**Task requirements:** All lines below must be repeated exactly, with the pictures omitted.

---

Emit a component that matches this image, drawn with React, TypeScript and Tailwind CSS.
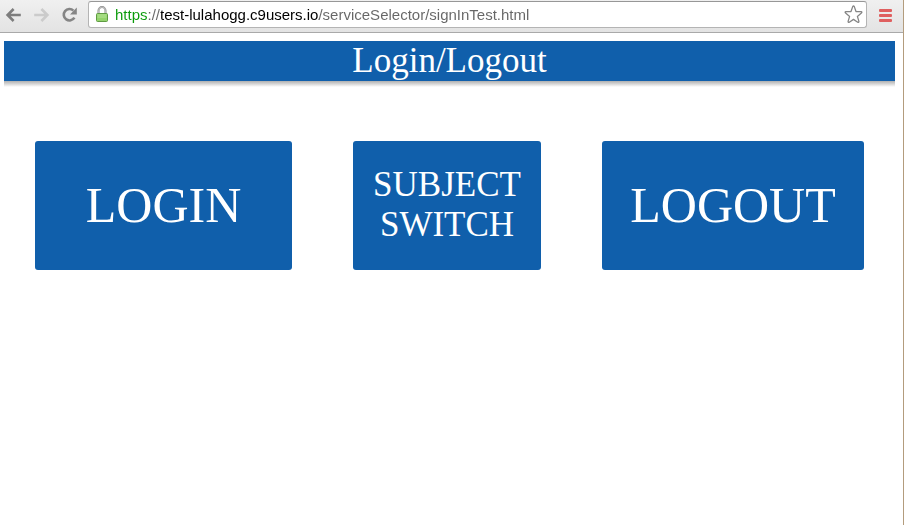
import { useState } from "react";

const navButton = "flex h-6 w-7 items-center justify-center";
const tile =
  "flex h-[129px] min-w-0 items-center justify-center rounded-[3px] bg-[#105fab] pb-0.5 text-center text-white";

function BrowserBar() {
  const [url, setUrl] = useState(
    "https://test-lulahogg.c9users.io/serviceSelector/signInTest.html"
  );

  return (
    <header className="flex h-[33px] items-start border-b border-[#a9a9a9] bg-linear-to-b from-[#f0f0f0] to-[#e3e3e3]">
      <nav className="flex w-[88px] pt-[3px]" aria-label="History">
        <button type="button" aria-label="Back" className={navButton}>
          <svg width="18" height="16" viewBox="0 0 18 16" fill="none" stroke="#7d7d7d" strokeWidth="2.6">
            <path d="M8.6 2 2.6 8l6 6M3 8h12.8" />
          </svg>
        </button>
        <button type="button" aria-label="Forward" className={navButton}>
          <svg width="18" height="16" viewBox="0 0 18 16" fill="none" stroke="#cbcbcb" strokeWidth="2.6">
            <path d="M8.4 2l6 6-6 6M14 8H1.2" />
          </svg>
        </button>
        <button type="button" aria-label="Reload" className={navButton}>
          <svg width="18" height="18" viewBox="0 0 18 18" fill="none">
            <path d="M13.4 11.6A5.7 5.7 0 1 1 12.4 4.6" stroke="#858585" strokeWidth="2.6" />
            <path d="M15.8 1.6v6.8H9z" fill="#858585" />
          </svg>
        </button>
      </nav>
      <div className="mt-px flex h-[27px] flex-1 items-center rounded-[3px] border border-[#b4b4b4] border-t-[#979797] bg-white pr-[3px] pl-[7px]">
        <svg width="12" height="17" viewBox="0 0 12 17" className="shrink-0">
          <path d="M2.5 8V4.6a3.5 3.5 0 0 1 7 0V8" fill="none" stroke="#8c8c8c" strokeWidth="2" />
          <path d="M2.5 8V4.6a3.5 3.5 0 0 1 7 0V8" fill="none" stroke="#d4d4d4" strokeWidth=".7" />
          <rect x=".5" y="7.5" width="11" height="8" rx="1" fill="#94d36c" stroke="#5f9b43" />
          <path d="M1.5 9h9M1.5 11h9" stroke="#b5e596" />
        </svg>
        <input
          type="text"
          aria-label="Address"
          value={url}
          onChange={(e) => setUrl(e.target.value)}
          spellCheck={false}
          className="ml-[7px] h-6 min-w-0 flex-1 bg-[linear-gradient(to_right,#0a9a0a_33px,#666_33px,#666_46px,#000_46px,#000_204px,#666_204px)] bg-clip-text font-['Liberation_Sans',Arial,sans-serif] text-[15px] leading-6 text-transparent caret-black outline-none"
        />
        <button type="button" aria-label="Bookmark this page" className="flex h-6 w-5 shrink-0 items-center justify-center">
          <svg width="19" height="19" viewBox="0 0 19 19" fill="#fff" stroke="#858585" strokeWidth="1.3" strokeLinejoin="round">
            <path d="M8.7 1.6Q9.5.4 10.3 1.6L12 6.5l5.1.2q1.4.3.3 1.4l-4 3.3 1.5 5q.1 1.4-1.2.8L9.5 14.4l-4.2 2.8q-1.3.6-1.2-.8l1.5-5-4-3.3Q.5 7 1.9 6.7L7 6.5z" />
          </svg>
        </button>
      </div>
      <button type="button" aria-label="Menu" className="mt-[3px] flex h-6 w-9 items-center justify-center">
        <svg width="13" height="13" viewBox="0 0 13 13" fill="#df5f5f">
          <rect width="13" height="3" rx="1" />
          <rect y="5" width="13" height="3" rx="1" />
          <rect y="10" width="13" height="3" rx="1" />
        </svg>
      </button>
    </header>
  );
}

export default function App() {
  return (
    <div className="flex min-h-screen flex-col border-r border-[#b39c7d] bg-white font-['Liberation_Serif','Times_New_Roman',serif]">
      <BrowserBar />
      <main className="flex-1 pt-2 pr-2 pl-1">
        <h1 className="bg-[#105fab] text-center text-[35px] leading-10 text-white">
          Login/Logout
        </h1>
        <div className="h-1.5 bg-linear-to-b from-[#b0b0b0] to-white" />
        <div className="mt-[54px] grid grid-cols-[257fr_188fr_262fr] gap-[61px] px-[31px]">
          <button type="button" className={`${tile} text-[50px] leading-[56px]`}>
            LOGIN
          </button>
          <button type="button" className={`${tile} px-4 text-[35px] leading-10`}>
            SUBJECT SWITCH
          </button>
          <button type="button" className={`${tile} text-[50px] leading-[56px]`}>
            LOGOUT
          </button>
        </div>
      </main>
    </div>
  );
}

---

**Solution to this problem:**
Emit a component that matches this image, drawn with React, TypeScript and Tailwind CSS.
import { useState } from "react";

const navButton = "flex h-6 w-7 items-center justify-center";
const tile =
  "flex h-[129px] min-w-0 items-center justify-center rounded-[3px] bg-[#105fab] pb-0.5 text-center text-white";

function BrowserBar() {
  const [url, setUrl] = useState(
    "https://test-lulahogg.c9users.io/serviceSelector/signInTest.html"
  );

  return (
    <header className="flex h-[33px] items-start border-b border-[#a9a9a9] bg-linear-to-b from-[#f0f0f0] to-[#e3e3e3]">
      <nav className="flex w-[88px] pt-[3px]" aria-label="History">
        <button type="button" aria-label="Back" className={navButton}>
          <svg width="18" height="16" viewBox="0 0 18 16" fill="none" stroke="#7d7d7d" strokeWidth="2.6">
            <path d="M8.6 2 2.6 8l6 6M3 8h12.8" />
          </svg>
        </button>
        <button type="button" aria-label="Forward" className={navButton}>
          <svg width="18" height="16" viewBox="0 0 18 16" fill="none" stroke="#cbcbcb" strokeWidth="2.6">
            <path d="M8.4 2l6 6-6 6M14 8H1.2" />
          </svg>
        </button>
        <button type="button" aria-label="Reload" className={navButton}>
          <svg width="18" height="18" viewBox="0 0 18 18" fill="none">
            <path d="M13.4 11.6A5.7 5.7 0 1 1 12.4 4.6" stroke="#858585" strokeWidth="2.6" />
            <path d="M15.8 1.6v6.8H9z" fill="#858585" />
          </svg>
        </button>
      </nav>
      <div className="mt-px flex h-[27px] flex-1 items-center rounded-[3px] border border-[#b4b4b4] border-t-[#979797] bg-white pr-[3px] pl-[7px]">
        <svg width="12" height="17" viewBox="0 0 12 17" className="shrink-0">
          <path d="M2.5 8V4.6a3.5 3.5 0 0 1 7 0V8" fill="none" stroke="#8c8c8c" strokeWidth="2" />
          <path d="M2.5 8V4.6a3.5 3.5 0 0 1 7 0V8" fill="none" stroke="#d4d4d4" strokeWidth=".7" />
          <rect x=".5" y="7.5" width="11" height="8" rx="1" fill="#94d36c" stroke="#5f9b43" />
          <path d="M1.5 9h9M1.5 11h9" stroke="#b5e596" />
        </svg>
        <input
          type="text"
          aria-label="Address"
          value={url}
          onChange={(e) => setUrl(e.target.value)}
          spellCheck={false}
          className="ml-[7px] h-6 min-w-0 flex-1 bg-[linear-gradient(to_right,#0a9a0a_33px,#666_33px,#666_46px,#000_46px,#000_204px,#666_204px)] bg-clip-text font-['Liberation_Sans',Arial,sans-serif] text-[15px] leading-6 text-transparent caret-black outline-none"
        />
        <button type="button" aria-label="Bookmark this page" className="flex h-6 w-5 shrink-0 items-center justify-center">
          <svg width="19" height="19" viewBox="0 0 19 19" fill="#fff" stroke="#858585" strokeWidth="1.3" strokeLinejoin="round">
            <path d="M8.7 1.6Q9.5.4 10.3 1.6L12 6.5l5.1.2q1.4.3.3 1.4l-4 3.3 1.5 5q.1 1.4-1.2.8L9.5 14.4l-4.2 2.8q-1.3.6-1.2-.8l1.5-5-4-3.3Q.5 7 1.9 6.7L7 6.5z" />
          </svg>
        </button>
      </div>
      <button type="button" aria-label="Menu" className="mt-[3px] flex h-6 w-9 items-center justify-center">
        <svg width="13" height="13" viewBox="0 0 13 13" fill="#df5f5f">
          <rect width="13" height="3" rx="1" />
          <rect y="5" width="13" height="3" rx="1" />
          <rect y="10" width="13" height="3" rx="1" />
        </svg>
      </button>
    </header>
  );
}

export default function App() {
  return (
    <div className="flex min-h-screen flex-col border-r border-[#b39c7d] bg-white font-['Liberation_Serif','Times_New_Roman',serif]">
      <BrowserBar />
      <main className="flex-1 pt-2 pr-2 pl-1">
        <h1 className="bg-[#105fab] text-center text-[35px] leading-10 text-white">
          Login/Logout
        </h1>
        <div className="h-1.5 bg-linear-to-b from-[#b0b0b0] to-white" />
        <div className="mt-[54px] grid grid-cols-[257fr_188fr_262fr] gap-[61px] px-[31px]">
          <button type="button" className={`${tile} text-[50px] leading-[56px]`}>
            LOGIN
          </button>
          <button type="button" className={`${tile} px-4 text-[35px] leading-10`}>
            SUBJECT SWITCH
          </button>
          <button type="button" className={`${tile} text-[50px] leading-[56px]`}>
            LOGOUT
          </button>
        </div>
      </main>
    </div>
  );
}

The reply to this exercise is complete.